С союзниками полная ясность.
«На союзников нет надежды. Они хотят уничтожить державы оси и ССР. Если они не поленятся, то, пожалуй, осуществят этот план. Да, Россия находится примерно в таком же положении, как и я. Сыновей своих любимых потеряла, жить стало нечем, а и умирать, ничего не сделав, не хочется».
Что же надо сделать?
«Надоела война, нет слов, но все же немца прогнать надо, другого выхода быть не может».
Был ли когда-нибудь приговор произнесен более тихим, более спокойным, более усталым и более твердым голосом?
«Прогнать», – сказала Елизавета Турнас.
«Другого выхода быть не может», – договорил Город.
Нет у меня ни полномочий, ни желания кого-то привечать или отлучать от художественной литературы, здесь уместней будет услышать Толстого, Льва Николаевича.
«Главная цель искусства, – писал он тоже в дневнике, 17 мая 1896 года, – если есть искусство и есть у него цель, то, чтобы проявить, высказать правду о душе человека, высказать такие тайны, которые нельзя высказать простым словом. От этого и искусство».
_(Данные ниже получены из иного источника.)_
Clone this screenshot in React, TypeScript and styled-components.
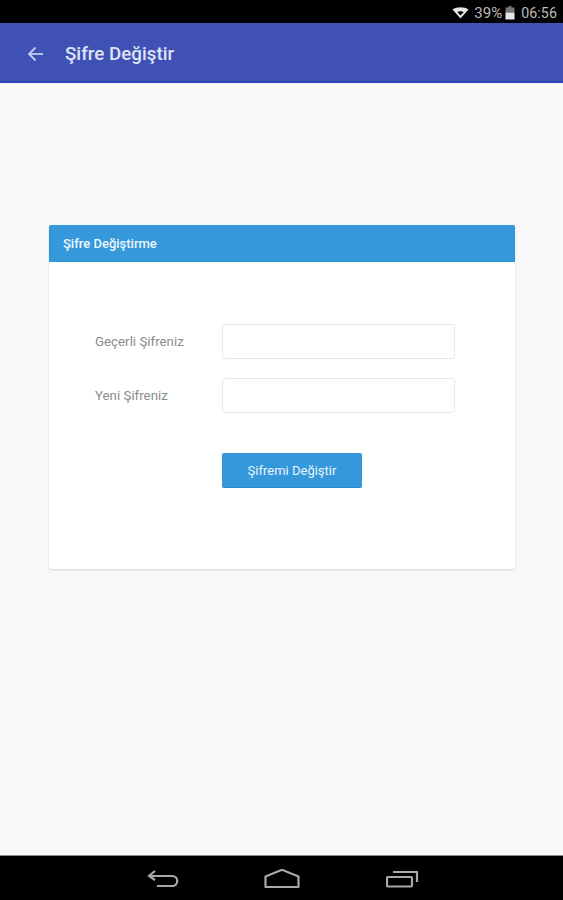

В советских музеях часто появлялись простреленные, пропитанные кровью книги, с которыми бойцы жили на фронте, защищали страну, погибали.
Петербург, простреленный и политый кровью, великое и прекрасное художественное произведение, ты вырастил, ты выносил в своем лоне таких горожан, как Елизавета Турнас, и сделал Ленинград неприступным.
Август 2001 годаБЛОКАДНЫЕ ВЕСЫ
На блокадных весах не гирьки и кусочки хлеба, а жизнь и смерть.
И постановление, к примеру, Государственной инспекции по охране памятников Ленгорсовета о том, что вывозить, что укрывать, а что прятать в землю, не лист казенной бумаги. На весах – спасение или разрушение неповторимого лица Города.
И весы эти были не в руках богини с завязанными глазами, а в руках людей, все видевших и обязанных сознавать последствия любого своего решения.
Восемь тонн бензиновой смеси, то есть бензина, разбавленного соляровым маслом и еще какой-то пошедшей в дело дрянью, для автобусов, доставлявших 23 января 1942 года эвакуируемых к Финляндскому вокзалу, – это жизнь нескольких сот ленинградцев, спасенных в этот день. И это смерть тех, для кого следующего дня уже не было.
Кому отдать сотню винтовок и пулемет «Максим-ленинградский», сделанные на Сестрорецком заводе сверх плана? Кому прибавить «лишние» пятьдесят граммов хлеба – рабочим? служащим? иждивенцам? детям?
И любой ответ – это чья-то жизнь и чья-то смерть…
Служащим, иждивенцам и детям с 19 ноября по 24 декабря 1941 года устанавливалась норма выдачи хлеба – 125 граммов. С 25 декабря – 200 граммов. С 24 января 1942 года – 250 граммов. Для сотен тысяч ленинградцев в этих цифрах приговор. Но без этих 125, 200, 250 граммов хлеба в день к февралю город бы попросту вымер. Для меня, старшего брата и мамы это было спасение. Бабушку и младшего брата они спасти не смогли…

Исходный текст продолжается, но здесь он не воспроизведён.